### Data shown
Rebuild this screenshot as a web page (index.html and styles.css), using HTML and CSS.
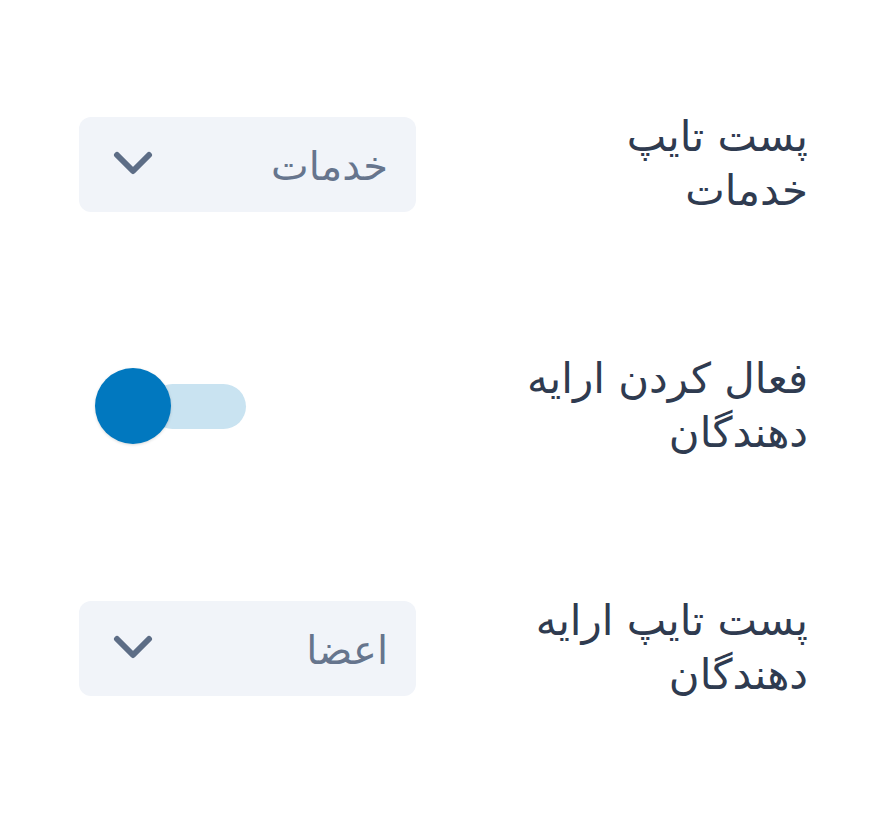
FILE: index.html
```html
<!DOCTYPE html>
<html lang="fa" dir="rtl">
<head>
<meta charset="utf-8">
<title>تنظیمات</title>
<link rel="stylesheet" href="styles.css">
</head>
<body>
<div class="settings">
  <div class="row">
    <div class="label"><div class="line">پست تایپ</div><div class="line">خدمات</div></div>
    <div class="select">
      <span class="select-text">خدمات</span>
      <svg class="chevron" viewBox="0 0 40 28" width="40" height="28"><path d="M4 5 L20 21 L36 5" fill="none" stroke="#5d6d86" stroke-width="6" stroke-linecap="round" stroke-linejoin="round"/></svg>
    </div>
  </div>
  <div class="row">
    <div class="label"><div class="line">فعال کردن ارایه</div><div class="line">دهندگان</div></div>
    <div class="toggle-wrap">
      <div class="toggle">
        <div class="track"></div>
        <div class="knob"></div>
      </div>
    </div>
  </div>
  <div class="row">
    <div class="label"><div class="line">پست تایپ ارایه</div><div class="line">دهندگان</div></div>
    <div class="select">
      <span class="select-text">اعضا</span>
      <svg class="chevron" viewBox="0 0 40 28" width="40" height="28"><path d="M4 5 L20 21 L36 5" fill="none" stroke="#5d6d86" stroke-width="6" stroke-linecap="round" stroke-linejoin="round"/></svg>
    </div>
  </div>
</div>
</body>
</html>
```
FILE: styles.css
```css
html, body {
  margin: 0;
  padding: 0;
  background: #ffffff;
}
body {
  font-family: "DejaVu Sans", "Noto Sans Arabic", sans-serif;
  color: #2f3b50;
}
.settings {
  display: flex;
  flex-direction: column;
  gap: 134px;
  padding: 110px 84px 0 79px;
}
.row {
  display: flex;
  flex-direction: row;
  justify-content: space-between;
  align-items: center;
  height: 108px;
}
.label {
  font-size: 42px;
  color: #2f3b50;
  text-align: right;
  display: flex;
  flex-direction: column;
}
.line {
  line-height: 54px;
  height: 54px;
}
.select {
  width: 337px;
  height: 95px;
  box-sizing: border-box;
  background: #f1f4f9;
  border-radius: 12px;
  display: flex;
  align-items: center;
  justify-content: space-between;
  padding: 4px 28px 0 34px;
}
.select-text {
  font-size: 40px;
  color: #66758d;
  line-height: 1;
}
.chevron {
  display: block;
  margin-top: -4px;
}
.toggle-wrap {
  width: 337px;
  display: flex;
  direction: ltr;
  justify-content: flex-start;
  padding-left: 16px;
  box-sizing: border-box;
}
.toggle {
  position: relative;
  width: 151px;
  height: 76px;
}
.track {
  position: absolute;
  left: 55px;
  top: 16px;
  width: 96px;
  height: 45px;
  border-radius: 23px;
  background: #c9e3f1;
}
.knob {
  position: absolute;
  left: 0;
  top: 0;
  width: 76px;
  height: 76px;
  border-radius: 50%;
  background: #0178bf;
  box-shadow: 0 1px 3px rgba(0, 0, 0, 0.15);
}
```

### Aim
Where a line of the material above holds the string "index", copy that line.

### Response to the exercise
Rebuild this screenshot as a web page (index.html and styles.css), using HTML and CSS.
FILE: index.html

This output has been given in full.